Collection entries
>> Begin
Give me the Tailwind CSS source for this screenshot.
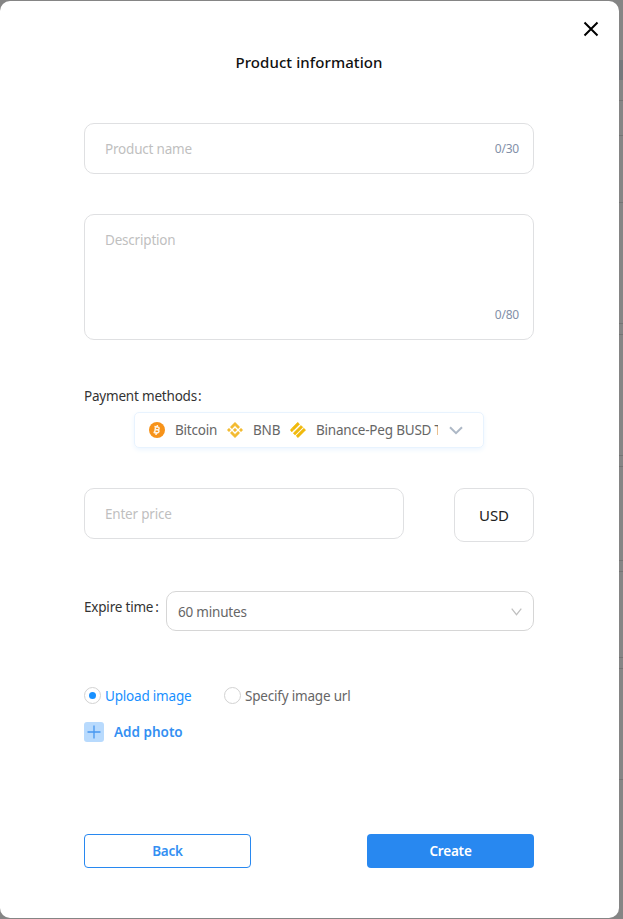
<!DOCTYPE html>
<html lang="en">
<head>
<meta charset="utf-8">
<title>Product information</title>
<script src="https://cdn.jsdelivr.net/npm/@tailwindcss/browser@4"></script>
</head>
<body class="relative h-[919px] w-[623px] overflow-hidden bg-[#858585] font-['Noto_Sans',sans-serif] text-sm tracking-[-0.2px] text-[#333]">
<div class="absolute top-0 right-0 h-full w-1 overflow-hidden">
  <div class="mt-[60px] h-5 bg-[#75787c]"></div>
  <div class="mt-5 h-px bg-[#747474]"></div>
  <div class="mt-[34px] h-px bg-[#747474]"></div>
  <div class="mt-[66px] h-px bg-[#747474]"></div>
  <div class="mt-[120px] h-3 border-y border-[#747474]"></div>
  <div class="mt-[120px] h-3 border-y border-[#747474]"></div>
  <div class="mt-[93px] h-3 border-y border-[#747474]"></div>
  <div class="mt-[85px] h-3 border-y border-[#747474]"></div>
  <div class="mt-[110px] h-px bg-[#747474]"></div>
</div>
<main class="relative mt-px h-[917px] w-[619px] rounded-[10px] bg-white px-[84px] pt-[49px]">
  <button class="absolute top-5 right-5" aria-label="Close"><svg width="16" height="16" viewBox="0 0 16 16" fill="none" stroke="#000" stroke-width="2"><path d="M1.5 1.5 14.5 14.5M14.5 1.5 1.5 14.5"/></svg></button>
  <h1 class="h-6 w-[450px] text-center text-[15px] leading-6 font-medium tracking-[0.08px] text-[#111]">Product information</h1>
  <div class="mt-[49px] flex h-[51px] w-[450px] items-center justify-between rounded-[10px] border border-[#dfe0e2] pr-3.5 pl-5">
    <span class="pt-0.5 text-[13.5px] text-[#bfbfbf]">Product name</span><span class="text-xs text-[#8290a8]">0/30</span>
  </div>
  <div class="mt-10 flex h-[126px] w-[450px] flex-col justify-between rounded-[10px] border border-[#dfe0e2] pt-[15px] pr-3.5 pb-4 pl-5">
    <span class="text-[13.5px] leading-5 text-[#bfbfbf]">Description</span><span class="self-end text-xs leading-4 text-[#8290a8]">0/80</span>
  </div>
  <div class="mt-[46px] h-5 text-[13.5px] leading-5 whitespace-nowrap">Payment methods<span class="ml-px">:</span></div>
  <div class="mt-[6px] ml-[50px] flex h-9 w-[350px] items-center rounded-[5px] border border-[#e8f3fe] pl-3.5 text-[13.5px] text-[#666] shadow-[0_2px_5px_#edf6ff]">
    <svg class="shrink-0" width="16" height="16" viewBox="0 0 16 16"><circle cx="8" cy="8" r="8" fill="#f7931a"/><path d="M6.7 4.3 5.5 11.5M5.4 4.5l3.1.5c2.4.4 2.1 3-.4 2.8l-1.8-.3 2 .3c2.6.5 2 3.5-.8 3l-3-.5M8.4 3 8.1 5M7.3 10.8 7 13" fill="none" stroke="#fff3e2" stroke-width="1.5"/></svg>
    <span class="ml-2.5 w-[52px] pt-0.5 whitespace-nowrap">Bitcoin</span>
    <svg class="shrink-0" width="16" height="16" viewBox="0 0 16 16" fill="#f3ba2f" stroke="#f3ba2f" stroke-width=".5"><path d="m8 .3 4.7 4.6-1.6 1.8L8 3.6 4.9 6.7 3.3 4.9zM2 6.2 3.6 8 2 9.8.3 8zM8 6.2 9.8 8 8 9.8 6.2 8zM14 6.2 15.7 8 14 9.8 12.4 8zM4.9 9.3 8 12.4l3.1-3.1 1.6 1.8L8 15.7l-4.7-4.6z"/></svg>
    <span class="ml-2.5 w-[37px] pt-0.5 whitespace-nowrap">BNB</span>
    <svg class="shrink-0" width="16" height="16" viewBox="0 0 16 16" fill="#f0b90b" stroke="#f0b90b" stroke-width=".5"><path d="m7.7.3 1.9 1.9-5.7 5.7L2 6zM11 3.4l1.9 1.9-7.8 7.8-1.9-1.9zM13.8 6.2l1.9 1.8-7.7 7.7-1.9-1.9zM1.8 6.3l1.8 1.8-1.8 1.8L.3 8.1z"/></svg>
    <span class="ml-2.5 w-[122px] overflow-hidden pt-0.5 whitespace-nowrap">Binance-Peg BUSD Token</span>
    <svg class="ml-[11px] shrink-0" width="14" height="9" viewBox="0 0 14 9" fill="none" stroke="#adb8c6" stroke-width="2"><path d="m1 1.2 6 6 6-6"/></svg>
  </div>
  <div class="mt-10 flex items-start gap-[50px]">
    <div class="flex h-[51px] w-80 items-center rounded-[10px] border border-[#dfe0e2] pt-0.5 pl-5 text-[13.5px] text-[#bfbfbf]">Enter price</div>
    <div class="flex h-[54px] w-20 items-center justify-center rounded-[10px] border border-[#dfe0e2] pt-0.5 text-[15px] tracking-normal text-[#222]">USD</div>
  </div>
  <div class="mt-[49px] flex h-10 w-[450px]">
    <div class="w-[82px] pt-1.5 text-[13.5px] leading-5 whitespace-nowrap">Expire time<span class="ml-0.5">:</span></div>
    <div class="flex flex-1 items-center justify-between rounded-[10px] border border-[#d6d6d6] pr-[11px] pl-[11px] text-[13.5px] text-[#666]"><span class="pt-[3px]">60 minutes</span><svg class="mt-px" width="11" height="8" viewBox="0 0 11 8" fill="none" stroke="#bfbfbf" stroke-width="1.2"><path d="m.7.7 4.8 6 4.8-6"/></svg></div>
  </div>
  <div class="mt-[54px] flex h-5 items-center text-[13.5px] leading-5 text-[#666]">
    <span class="flex size-[17px] items-center justify-center rounded-full border border-[#d2d2d2]"><span class="size-[7px] rounded-full bg-[#1890ff]"></span></span>
    <span class="ml-1 w-[119px] pt-0.5 whitespace-nowrap text-[#1890ff]">Upload image</span>
    <span class="size-[17px] rounded-full border border-[#d2d2d2]"></span><span class="ml-1 pt-0.5 whitespace-nowrap">Specify image url</span>
  </div>
  <div class="mt-[17px] flex h-5 items-center gap-2.5 text-[13.5px] font-semibold tracking-normal text-[#348ff2]">
    <svg width="20" height="20" viewBox="0 0 20 20"><rect width="20" height="20" rx="3" fill="#b8dafd"/><path d="M3.5 10h13M10 3.5v13" stroke="#4797f0" stroke-width="1.3"/></svg><span class="pt-0.5">Add photo</span>
  </div>
  <div class="mt-[92px] flex w-[450px] justify-between text-[13.5px] font-semibold">
    <button class="h-[34px] w-[167px] rounded-[4px] border border-[#2888f0] pt-0.5 text-[#348ff2]">Back</button>
    <button class="h-[34px] w-[167px] rounded-[4px] bg-[#2888f0] pt-0.5 text-white">Create</button>
  </div>
</main>
</body>
</html>
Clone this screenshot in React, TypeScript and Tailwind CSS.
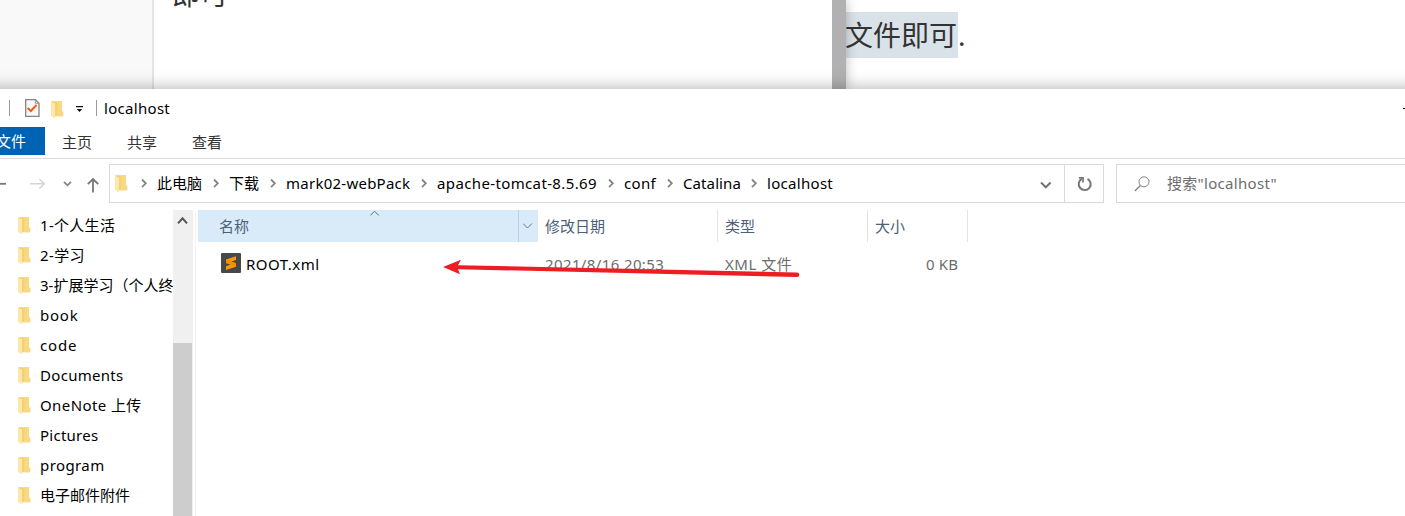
import type { ReactNode } from "react";

const FolderIcon = () => (
  <svg width="13" height="18" viewBox="0 0 13 18" className="block shrink-0">
    <path d="M3 0.2H11V10.5L12.2 11V15.2H3Z" fill="#f4d077" />
    <path d="M6.5 0.2H11V10.5L12.2 11V15.2H6Z" fill="#f8d981" />
    <path d="M0.2 0.2H3.5L4.2 2V16.8L0.2 15Z" fill="#f2cf78" />
    <path d="M0.2 0.8L4 2.4V17.2L0.2 15.2Z" fill="#ffe9a9" />
  </svg>
);

const Chevron = () => (
  <svg width="26" height="12" viewBox="0 0 26 12" className="block shrink-0">
    <path d="M11 1.5L14.8 5.3L11 9.1" fill="none" stroke="#858585" strokeWidth="1.8" />
  </svg>
);

const Crumb = ({ w, children }: { w: string; children: ReactNode }) => (
  <div className={"flex shrink-0 items-center " + w}>
    <Chevron />
    <span className="relative -top-px">{children}</span>
  </div>
);

const folders: { name: string; cls: string }[] = [
  { name: "1-个人生活", cls: "tracking-[0.3px]" },
  { name: "2-学习", cls: "tracking-[0.4px]" },
  { name: "3-扩展学习（个人终端）", cls: "tracking-[0px]" },
  { name: "book", cls: "tracking-[0.75px]" },
  { name: "code", cls: "tracking-[0.8px]" },
  { name: "Documents", cls: "tracking-[0.3px]" },
  { name: "OneNote 上传", cls: "tracking-[0.4px]" },
  { name: "Pictures", cls: "tracking-[0.25px]" },
  { name: "program", cls: "tracking-[0.4px]" },
  { name: "电子邮件附件", cls: "tracking-[0px]" },
];

const Backdrop = () => (
  <div className="flex h-[89px] text-[28px] leading-[46px] text-[#333]">
    <div className="w-[154px] shrink-0 border-r-2 border-[#e5e5e5] bg-[#f9f9f9]" />
    <div className="w-[678px] shrink-0 overflow-hidden bg-white pl-[18px]">
      <div className="-mt-[29px]">即可</div>
    </div>
    <div className="z-10 w-[14px] shrink-0 bg-[#b1b1b1] shadow-[0_0_12px_rgba(0,0,0,0.28)] [clip-path:inset(0_-16px_0_0)]" />
    <div className="grow bg-white pt-3">
      <span className="inline-block h-[46px] w-[112px] bg-[#dae2e9] -indent-px">文件即可</span>.
    </div>
  </div>
);

const TitleBar = () => (
  <div className="flex h-[38px] items-center text-black">
    <div className="ml-[9px] h-4 w-px bg-[#9b9b9b]" />
    <svg width="15" height="18" viewBox="0 0 15 18" className="relative ml-[15px]">
      <path d="M0.7 0.7H10.5L14 4.2V17.3H0.7Z" fill="#f8f8f8" stroke="#858585" strokeWidth="1.3" />
      <path d="M10.3 0.7V4.3H14" fill="none" stroke="#999" />
      <path d="M2.6 9L5.8 12L11.5 6" fill="none" stroke="#f05a1a" strokeWidth="2" />
    </svg>
    <div className="relative top-[2px] ml-[11px]">
      <FolderIcon />
    </div>
    <svg width="8" height="7" viewBox="0 0 8 7" className="relative top-[1.5px] ml-[12px]">
      <path d="M0 0H7V1.2H0ZM0.7 3H6.3L3.5 6Z" fill="#111" />
    </svg>
    <div className="ml-[12px] h-4 w-px bg-[#9b9b9b]" />
    <span className="ml-[7px] tracking-[0.3px]">localhost</span>
    <div className="ml-auto h-px w-[2px] bg-black" />
  </div>
);

const Tabs = () => (
  <div className="flex h-8 border-b border-[#dadbdc] text-[#333]">
    <div className="flex h-7 w-[45px] items-center justify-end bg-[#0063b1] pr-[19px] text-white">
      <span className="shrink-0">文件</span>
    </div>
    <div className="flex h-[31px] gap-[35px] pl-[17px] leading-[30px]">
      <span>主页</span>
      <span>共享</span>
      <span>查看</span>
    </div>
  </div>
);

const AddressRow = () => (
  <div className="flex h-[51px] items-start pt-[5px]">
    <svg width="109" height="39" viewBox="0 0 109 39" className="shrink-0" fill="none">
      <path d="M0 19.8H6" stroke="#777" strokeWidth="1.8" />
      <path d="M30 19.8H44M39.3 15L44.2 19.8L39.3 24.6" stroke="#d5d5d5" strokeWidth="1.5" />
      <path d="M64 17.8L67.5 21.3L71 17.8" stroke="#858585" strokeWidth="1.8" />
      <path d="M93 28.5V15M87.8 20.2L93 15L98.2 20.2" stroke="#777" strokeWidth="1.8" />
    </svg>
    <div className="flex h-[39px] w-[995px] shrink-0 items-center border border-[#d9d9d9] pl-[5px]">
      <div className="relative top-[0.5px]">
        <FolderIcon />
      </div>
      <div className="ml-[3px] flex text-black">
        <Crumb w="w-[72px]">此电脑</Crumb>
        <Crumb w="w-[57px]">下载</Crumb>
        <Crumb w="w-[151px]"><span className="tracking-[0.25px]">mark02-webPack</span></Crumb>
        <Crumb w="w-[187px]"><span className="tracking-[0.37px]">apache-tomcat-8.5.69</span></Crumb>
        <Crumb w="w-[59px]"><span className="tracking-[0.3px]">conf</span></Crumb>
        <Crumb w="w-[84px]"><span className="tracking-[0.1px]">Catalina</span></Crumb>
        <Crumb w="w-[110px]"><span className="tracking-[0.3px]">localhost</span></Crumb>
      </div>
      <svg width="12" height="8" viewBox="0 0 12 8" className="relative top-px mr-3 ml-auto">
        <path d="M1 1.5L5.8 6.3L10.6 1.5" fill="none" stroke="#737373" strokeWidth="2" />
      </svg>
      <div className="flex h-full w-[39px] items-center justify-center border-l border-[#d9d9d9]">
        <svg width="16" height="16" viewBox="0 0 16 16" fill="none" stroke="#777" strokeWidth="2" className="relative left-px">
          <path d="M10.5 2.8A6 6 0 1 1 4.7 2.9" />
          <path d="M1.8 1.9H6V6.4" strokeWidth="1.7" />
        </svg>
      </div>
    </div>
    <div className="ml-3 flex h-[39px] w-[400px] shrink-0 items-center border border-[#d9d9d9] text-[#6d6d6d]">
      <svg width="16" height="16" viewBox="0 0 16 16" className="ml-[17px]" fill="none" stroke="#858585">
        <circle cx="10" cy="5.8" r="5" />
        <path d="M6.4 9.5L0.8 15" strokeWidth="1.3" />
      </svg>
      <span className="relative -top-px ml-[17px] tracking-[0.3px]">搜索"localhost"</span>
    </div>
  </div>
);

const Sidebar = () => (
  <div className="flex w-[196px] shrink-0 border-r border-[#f3f3f3]">
    <div className="w-[173px] shrink-0 overflow-hidden text-black">
      {folders.map((f) => (
        <div key={f.name} className="flex h-[30px] items-center pl-[18px]">
          <div className="relative top-px">
            <FolderIcon />
          </div>
          <span className={"ml-[9px] whitespace-nowrap " + f.cls}>{f.name}</span>
        </div>
      ))}
    </div>
    <div className="flex w-5 flex-col bg-[#f0f0f0]">
      <svg width="20" height="133" viewBox="0 0 20 133" className="shrink-0">
        <path d="M5 13.3L9.5 8.3L14 13.3" fill="none" stroke="#555" strokeWidth="2" />
      </svg>
      <div className="w-[19px] grow bg-[#cdcdcd]" />
    </div>
  </div>
);

const FileList = () => (
  <div className="relative ml-[2px] grow">
    <div className="flex h-8 leading-[32px] text-[#4c607a]">
      <div className="flex w-[340px] bg-[#d9ebf9]">
        <span className="w-[172px] pl-[21px]">名称</span>
        <svg width="10" height="6" viewBox="0 0 10 6">
          <path d="M0.2 5.5L4.5 1.2L8.8 5.5" fill="none" stroke="#5c7080" />
        </svg>
        <div className="ml-auto flex w-5 items-center border-l border-[#b9d0e0] pl-1">
          <svg width="10" height="6" viewBox="0 0 10 6">
            <path d="M0 0.5L4.5 5L9 0.5" fill="none" stroke="#5c7890" />
          </svg>
        </div>
      </div>
      <div className="w-[180px] border-r border-[#e3e3e3] pl-[7px]">修改日期</div>
      <div className="w-[150px] border-r border-[#e3e3e3] pl-[7px]">类型</div>
      <div className="w-[100px] border-r border-[#e3e3e3] pl-[7px]">大小</div>
    </div>
    <div className="mt-[7px] flex h-[30px] items-center text-[#6d6d6d]">
      <div className="flex w-[340px] items-center pl-[23px]">
        <svg width="20" height="20" viewBox="0 0 20 20" className="relative -top-px">
          <rect width="20" height="20" rx="1" fill="#484848" />
          <path d="M15 3.2V7L10.2 8.6L15 10.2V13.8L5 17V13.2L9.8 11.6L5 10.1V6.4Z" fill="#ff9800" />
          <path d="M5 6.4L15 10.2V13.8L5 10.1Z" fill="#f58f00" />
        </svg>
        <span className="ml-[5px] tracking-[0.5px] text-black">ROOT.xml</span>
      </div>
      <div className="w-[180px] pl-[7px] tracking-[0.38px]">2021/8/16 20:53</div>
      <div className="w-[150px] pl-[7px] tracking-[0.5px]">XML 文件</div>
      <div className="w-[90px] text-right tracking-[0.1px]">0 KB</div>
    </div>
    <svg width="360" height="20" viewBox="0 0 360 20" className="absolute top-[48px] left-[244px]">
      <path d="M1 9L19 1.7L16 7.2L355 14.4A2.2 2.2 0 0 1 355 19L16 11.2L18 16.2Z" fill="#ee1c23" />
    </svg>
  </div>
);

export default function App() {
  return (
    <div className="h-[516px] w-full overflow-hidden bg-white font-['Noto_Sans','Noto_Sans_CJK_SC',sans-serif] text-[15px] leading-[20px] whitespace-nowrap">
      <Backdrop />
      <div className="relative z-20 -mx-5 flex h-[427px] flex-col bg-white px-5 shadow-[0_0_16px_rgba(0,0,0,0.34)]">
        <TitleBar />
        <Tabs />
        <AddressRow />
        <div className="flex grow">
          <Sidebar />
          <FileList />
        </div>
      </div>
    </div>
  );
}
>> End
Which lines above contain "this"? Show each of them.

### Reply to the exercise
Give me the Tailwind CSS source for this screenshot.
Clone this screenshot in React, TypeScript and Tailwind CSS.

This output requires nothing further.